“You never give me second chances,” wailed my 5-year old son, Bryan, after I took away Osito, the stuffed bear that was turning his bedtime into playtime. He was right: he hadn’t had a second chance - that night he’d had second, third and fourth chances.
When it came to teaching good habits to our children, my spouse, Snip, and I believed in perseverance and repetition not retribution. We had only been a family for 6 months, having adopted Bryan and his older sister, Karla, from foster care. So, teaching Bryan fundamental tasks such as brushing his teeth, cleaning up the playroom and putting down the toilet seat were about making common-sense habits routine. And in all these lessons, our patience was rewarded.
The health and safety issues were pretty clear, too: Do it wrong and your first chance may be your last. The potential outcome was the consequence. Leveraging a time out against almost being run over by a car seemed to lower, not raise, the stakes of harm. These rules were non-negotiable. No riding your bike without a helmet. No driving in a car without wearing a seat belt. No running with scissors. Ever. Bryan never questioned these rules.
But the self-regulation rules that governed impulse control and a sense of personal responsibility were taking him longer to master. Bedtime occupied that twilight zone of culpability versus accountability. Since he needed his sleep in order to be attentive in school, the question wasn’t if there should be consequences for his bedtime behavior, but when. And how many chances were too many chances? Being patient and forgiving seemed too soft while the non-negotiable rules seemed like overkill.
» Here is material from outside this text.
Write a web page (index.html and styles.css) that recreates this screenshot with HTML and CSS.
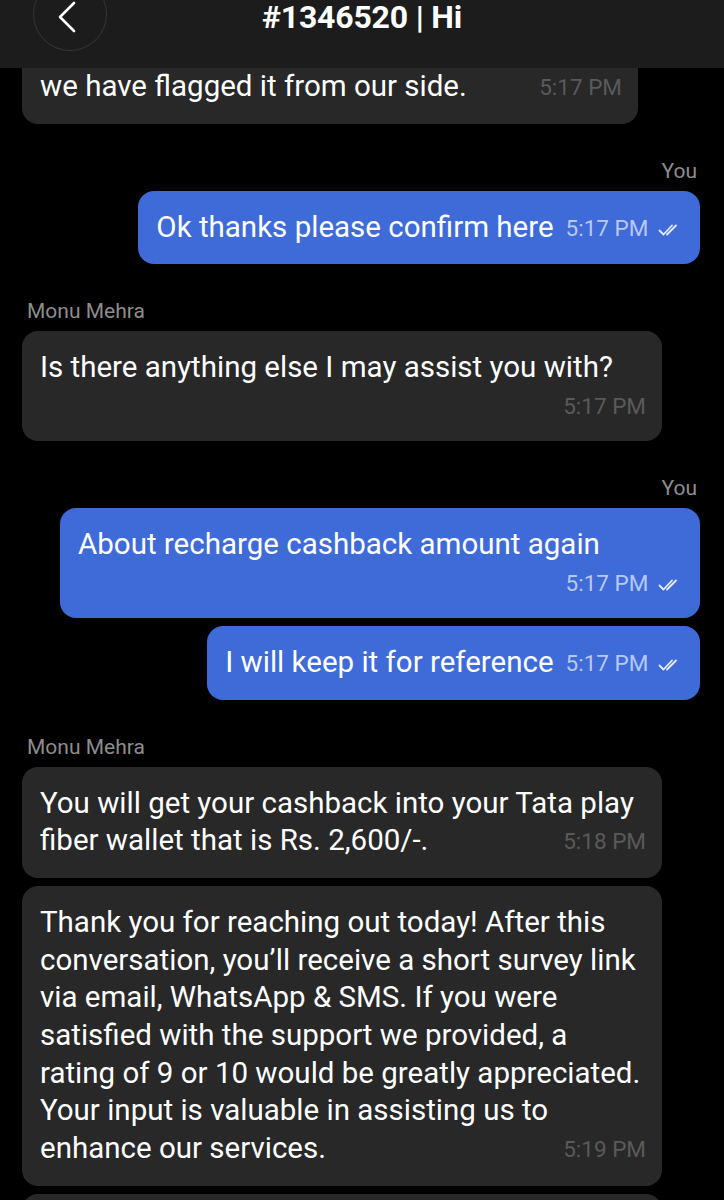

“Establishing and maintaining boundaries for a young child is one of parents’ biggest challenges,” says Dr. Abbie Goldberg, Associate Professor of Psychology, Clark University. “But the child’s biggest challenge is accepting and even pushing back against those limits as they grow their own sense of self.”
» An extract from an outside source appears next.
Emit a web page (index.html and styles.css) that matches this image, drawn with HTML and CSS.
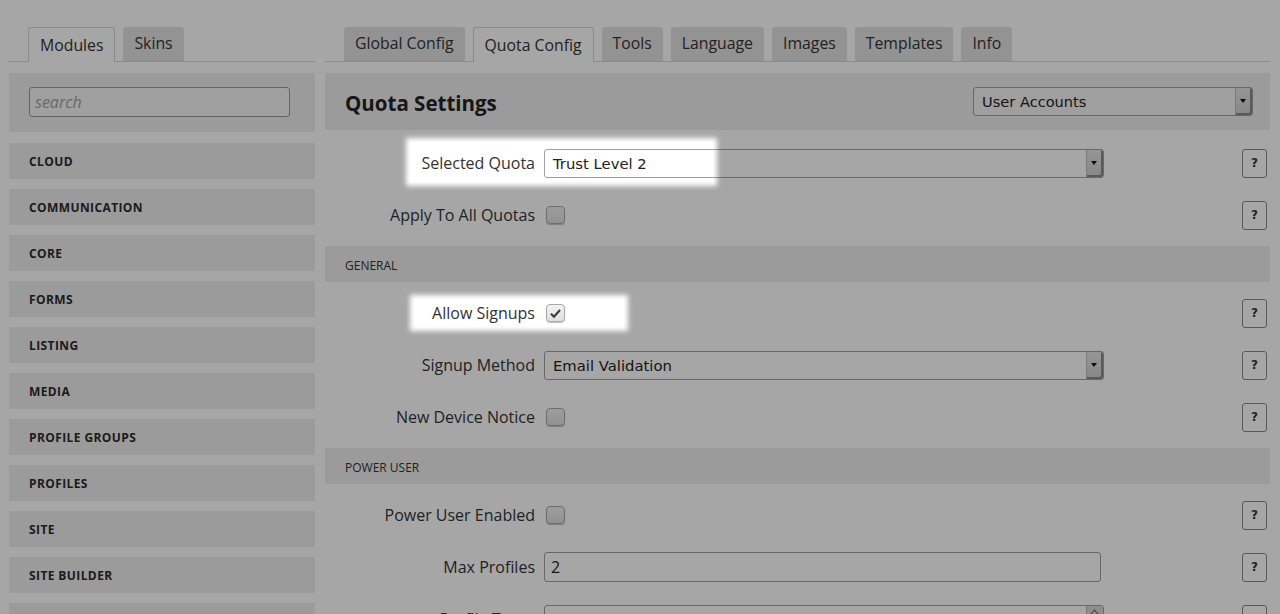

“Trust me, you’ll lose more sleep about it than they will,” notes Goldberg.
Exasperated by his persistent bedtime antics, I had marched into Bryan’s room and demanded Osito with whom he was having a fairly animated conversation. He quietly cried himself to sleep. Great, I thought archly, something that finally works.
Later that night, when I checked on him before going to bed myself, Bryan stirred awake.”Hey, bud,” I said tucking Osito under one of his arms, “sorry that I used my big voice tonight.”
“That’s OK, Mama,” he answered sleepily. “I’ll give you another chance.”